Exercise
Give every line from the entries that contains "full".

Information provided
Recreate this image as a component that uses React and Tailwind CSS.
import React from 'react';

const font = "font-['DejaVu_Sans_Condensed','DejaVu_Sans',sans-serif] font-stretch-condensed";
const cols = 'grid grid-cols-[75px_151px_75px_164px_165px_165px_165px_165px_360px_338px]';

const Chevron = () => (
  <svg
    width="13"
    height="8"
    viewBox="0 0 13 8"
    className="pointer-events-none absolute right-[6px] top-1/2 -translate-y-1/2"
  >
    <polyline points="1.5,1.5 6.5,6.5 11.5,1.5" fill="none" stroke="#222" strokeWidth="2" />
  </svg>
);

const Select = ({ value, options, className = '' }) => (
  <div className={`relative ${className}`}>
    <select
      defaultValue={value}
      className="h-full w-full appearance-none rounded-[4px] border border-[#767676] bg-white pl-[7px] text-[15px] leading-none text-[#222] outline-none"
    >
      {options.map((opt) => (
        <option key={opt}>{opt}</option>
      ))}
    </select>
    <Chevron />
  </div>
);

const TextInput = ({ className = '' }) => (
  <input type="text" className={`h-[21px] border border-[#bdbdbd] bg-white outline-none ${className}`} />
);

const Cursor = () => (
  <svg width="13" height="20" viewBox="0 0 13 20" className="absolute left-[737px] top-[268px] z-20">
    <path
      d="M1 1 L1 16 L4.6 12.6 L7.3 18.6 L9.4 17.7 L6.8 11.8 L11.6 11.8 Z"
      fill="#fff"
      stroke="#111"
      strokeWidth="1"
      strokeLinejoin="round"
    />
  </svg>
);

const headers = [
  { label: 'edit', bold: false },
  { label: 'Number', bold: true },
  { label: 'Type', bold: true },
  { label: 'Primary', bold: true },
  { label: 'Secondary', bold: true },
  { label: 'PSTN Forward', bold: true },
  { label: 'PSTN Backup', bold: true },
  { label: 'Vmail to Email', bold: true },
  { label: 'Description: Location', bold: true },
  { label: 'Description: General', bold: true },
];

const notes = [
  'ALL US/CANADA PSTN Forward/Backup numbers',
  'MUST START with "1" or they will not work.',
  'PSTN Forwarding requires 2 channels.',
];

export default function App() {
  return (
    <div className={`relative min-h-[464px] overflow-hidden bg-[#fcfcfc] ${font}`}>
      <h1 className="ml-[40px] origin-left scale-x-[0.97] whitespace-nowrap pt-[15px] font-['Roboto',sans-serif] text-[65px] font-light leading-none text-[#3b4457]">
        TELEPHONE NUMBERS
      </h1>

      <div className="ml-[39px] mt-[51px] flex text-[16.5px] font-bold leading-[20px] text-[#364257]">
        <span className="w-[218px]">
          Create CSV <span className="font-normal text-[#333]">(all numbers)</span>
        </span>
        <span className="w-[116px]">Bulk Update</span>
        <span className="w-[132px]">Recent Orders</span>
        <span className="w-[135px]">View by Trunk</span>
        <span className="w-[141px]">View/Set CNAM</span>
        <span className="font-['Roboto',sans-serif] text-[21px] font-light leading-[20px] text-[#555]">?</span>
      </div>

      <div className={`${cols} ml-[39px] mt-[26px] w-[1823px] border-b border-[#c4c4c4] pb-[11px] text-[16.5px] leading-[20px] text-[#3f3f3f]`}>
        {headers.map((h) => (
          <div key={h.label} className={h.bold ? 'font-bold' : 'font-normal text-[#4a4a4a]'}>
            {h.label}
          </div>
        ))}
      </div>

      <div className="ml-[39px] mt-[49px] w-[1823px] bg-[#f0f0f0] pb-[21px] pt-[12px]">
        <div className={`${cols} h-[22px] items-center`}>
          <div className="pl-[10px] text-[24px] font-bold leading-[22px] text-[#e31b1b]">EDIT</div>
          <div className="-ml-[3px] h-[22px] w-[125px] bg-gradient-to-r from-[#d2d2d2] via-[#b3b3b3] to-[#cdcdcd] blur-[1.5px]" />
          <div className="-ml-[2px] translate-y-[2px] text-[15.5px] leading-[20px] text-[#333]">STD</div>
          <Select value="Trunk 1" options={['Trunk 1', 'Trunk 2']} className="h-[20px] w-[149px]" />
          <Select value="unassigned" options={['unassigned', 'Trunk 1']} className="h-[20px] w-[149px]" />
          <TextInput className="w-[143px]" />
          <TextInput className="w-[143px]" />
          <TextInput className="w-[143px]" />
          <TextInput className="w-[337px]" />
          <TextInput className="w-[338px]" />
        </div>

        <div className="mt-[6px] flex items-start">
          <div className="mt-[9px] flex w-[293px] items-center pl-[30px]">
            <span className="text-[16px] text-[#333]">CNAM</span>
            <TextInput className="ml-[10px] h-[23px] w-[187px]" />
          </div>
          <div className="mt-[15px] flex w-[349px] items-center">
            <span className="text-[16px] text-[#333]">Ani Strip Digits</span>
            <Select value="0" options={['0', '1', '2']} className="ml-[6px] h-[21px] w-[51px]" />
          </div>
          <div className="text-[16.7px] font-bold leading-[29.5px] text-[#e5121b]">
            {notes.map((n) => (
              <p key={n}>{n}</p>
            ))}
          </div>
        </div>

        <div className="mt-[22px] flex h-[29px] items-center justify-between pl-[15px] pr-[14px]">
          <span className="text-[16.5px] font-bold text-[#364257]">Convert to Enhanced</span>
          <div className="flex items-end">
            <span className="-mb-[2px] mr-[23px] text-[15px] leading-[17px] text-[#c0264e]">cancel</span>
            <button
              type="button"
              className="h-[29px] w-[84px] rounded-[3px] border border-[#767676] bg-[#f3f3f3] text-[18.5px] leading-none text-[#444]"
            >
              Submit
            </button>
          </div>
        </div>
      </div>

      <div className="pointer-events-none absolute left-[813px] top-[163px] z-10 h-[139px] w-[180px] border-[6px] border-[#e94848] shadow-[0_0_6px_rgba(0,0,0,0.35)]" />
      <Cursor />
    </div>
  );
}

...

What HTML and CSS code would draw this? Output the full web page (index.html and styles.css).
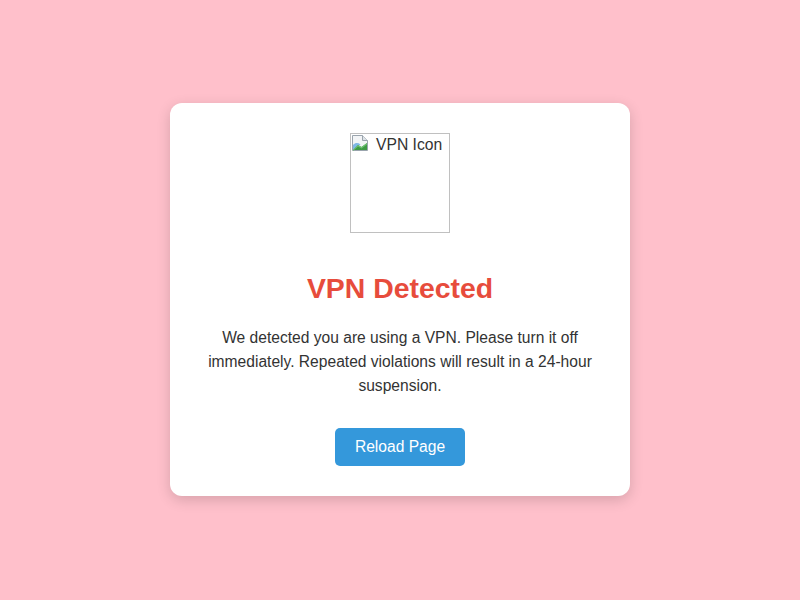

Solution to this problem
      className="h-full w-full appearance-none rounded-[4px] border border-[#767676] bg-white pl-[7px] text-[15px] leading-none text-[#222] outline-none"
What HTML and CSS code would draw this? Output the full web page (index.html and styles.css).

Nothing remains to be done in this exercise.